RSNA (Radiological Society of North America) took place recently in Chicago with attendance over 50,000 including 700+ exhibitors. It is the world’s largest medical image event. New this year was the “AI Showcase” made up of 130 organizations showing various applications of artificial intelligence. The term “AI” had greater mind space with a presence in nearly every booth in signage or in demo. What is driving this explosion of focus on AI in the imaging space?
Image quality itself is contributing to improvements in AI accuracy. Higher resolution images based on improving camera quality and improved capture techniques were highlighted around RSNA – especially in MRI (Magnetic Resonance Imaging) and mammography devices. Storage and movement of large images is becoming cheaper by the day with economies of cloud storage and options like “edge” computing bringing cloud benefits to on premise devices. Faster and more reliable 5G cellular networks will have an impact on image exchange and mobility.
Advanced viewing technologies enable high resolution image reads over any speed networks. This is important in lowering costs while increasing image sharing and collaborative analysis using streaming technology and compute power of the edge device, like a smartphone, to view high resolution images stored in the cloud in near real time. Another high potential viewing technology is mixed reality. Using the latest headsets and holographic technology like Microsoft HoloLens 2.0, there were opportunities to view and manipulate 3d images of tumors to gain deeper insights to the image and aid in diagnosis and visualization of the problem. GE replicated a mammogram image by printing acrylic images of a breast highlighting with color ink the exact location of the tumor. Then they printed the same image in a spongy plastic substance that enabled the patient to gain a sense of the tumor density, size, and location.

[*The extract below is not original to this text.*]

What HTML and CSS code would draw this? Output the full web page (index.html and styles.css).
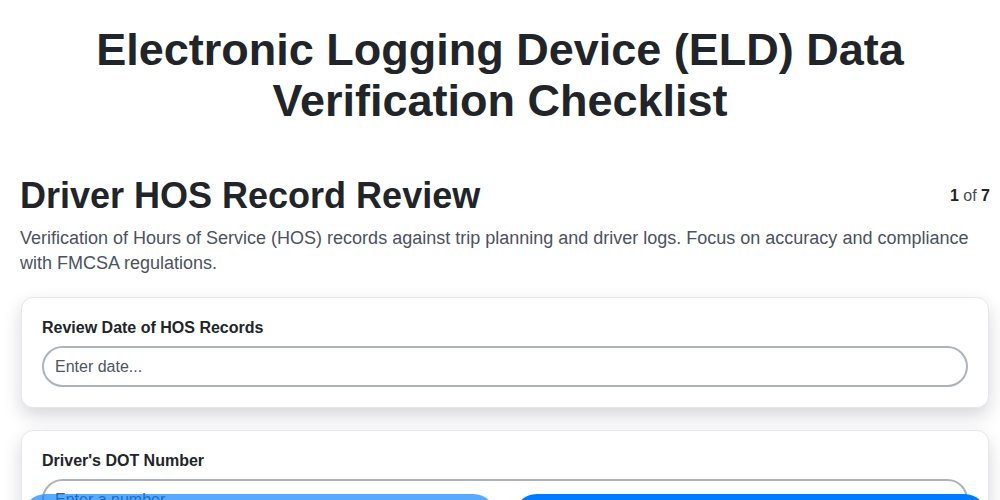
FILE: index.html
```html
<!DOCTYPE html>
<html lang="en">
<head>
<meta charset="utf-8">
<title>ELD Data Verification Checklist</title>
<link rel="stylesheet" href="styles.css">
</head>
<body>
<header class="page-header">
  <h1 class="page-title">Electronic Logging Device (ELD) Data Verification Checklist</h1>
</header>
<main class="main">
  <div class="section-head">
    <h2 class="section-title">Driver HOS Record Review</h2>
    <div class="step-count"><b>1</b> of <b>7</b></div>
  </div>
  <p class="section-desc">Verification of Hours of Service (HOS) records against trip planning and driver logs. Focus on accuracy and compliance with FMCSA regulations.</p>
  <div class="card">
    <label class="field-label" for="f1">Review Date of HOS Records</label>
    <input class="field-input" id="f1" type="text" placeholder="Enter date...">
  </div>
  <div class="card">
    <label class="field-label" for="f2">Driver's DOT Number</label>
    <input class="field-input" id="f2" type="text" placeholder="Enter a number...">
  </div>
  <div class="card">
    <label class="field-label" for="f3">Reviewer Name</label>
    <input class="field-input" id="f3" type="text" placeholder="Enter text...">
  </div>
</main>
<footer class="nav-bar">
  <button class="nav-btn nav-prev" disabled>Previous</button>
  <button class="nav-btn nav-next">Next</button>
</footer>
</body>
</html>
```
FILE: styles.css
```css
* { box-sizing: border-box; }
html, body { margin: 0; padding: 0; background: #ffffff; }
body {
  font-family: "Liberation Sans", Arial, sans-serif;
  color: #212529;
}
.page-header {
  padding: 24px 20px 0;
}
.page-title {
  margin: 0;
  text-align: center;
  font-size: 45px;
  line-height: 51px;
  font-weight: 700;
  color: #212529;
}
.main {
  padding: 48px 10px 120px 20px;
}
.section-head {
  display: flex;
  justify-content: space-between;
  align-items: center;
}
.section-title {
  margin: 0;
  font-size: 36px;
  line-height: 43px;
  font-weight: 700;
  color: #212529;
}
.step-count {
  font-size: 16px;
  line-height: 24px;
  color: #444b52;
}
.step-count b { color: #212529; }
.section-desc {
  margin: 9px 0 21px;
  font-size: 18px;
  line-height: 25.2px;
  color: #4a5260;
}
.card {
  background: #ffffff;
  border: 1px solid #e6e6ee;
  border-radius: 12px;
  box-shadow: 0 8px 18px rgba(20, 20, 40, 0.17);
  padding: 20px;
  margin: 0 1px 22px;
  display: flex;
  flex-direction: column;
}
.field-label {
  font-size: 16px;
  line-height: 19px;
  font-weight: 700;
  color: #212529;
  margin-bottom: 9px;
}
.field-input {
  height: 41px;
  width: 100%;
  border: 2px solid #adb3ba;
  border-radius: 22px;
  padding: 0 11px;
  font-family: "Liberation Sans", Arial, sans-serif;
  font-size: 16px;
  color: #212529;
  background: #ffffff;
  outline: none;
}
.field-input::placeholder { color: #4e5560; opacity: 1; }
.nav-bar {
  position: fixed;
  left: 22px;
  right: 12px;
  bottom: -42px;
  height: 48px;
  display: flex;
  gap: 16px;
}
.nav-btn {
  flex: 1;
  border: none;
  border-radius: 24px;
  background: #007bff;
  color: #ffffff;
  font-family: "Liberation Sans", Arial, sans-serif;
  font-size: 16px;
  font-weight: 700;
}
.nav-prev { opacity: 0.65; }
```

It was promising to see DICOM images being integrated into the care collaboration workstreams using modern workplace technologies like Microsoft TEAMS or Dynamics 365. This enables clinical care teams to review, comment, chat, launch a video conference, annotate etc. in a secure and productive manner. Numerous vendors were highlighting this important capability.
Lastly, the promising future of quantum computing to solve real world challenges and support the application of both AI techniques and computer performance. To see an example of this, make sure to watch what is progressing at Case Western with quantum computing.
We see the convergence of many factors that are promising to healthcare. Specifically in the area of medical images: better image creation, easier and cheaper image storage, management via cloud PACS and VNA’s, anytime/anywhere viewing on edge devices like smartphones, enhanced 3d viewing with augmented reality and holographics, workstream integration, and application of AI techniques including machine learning to analyze to lead to better, faster, cheaper diagnosis.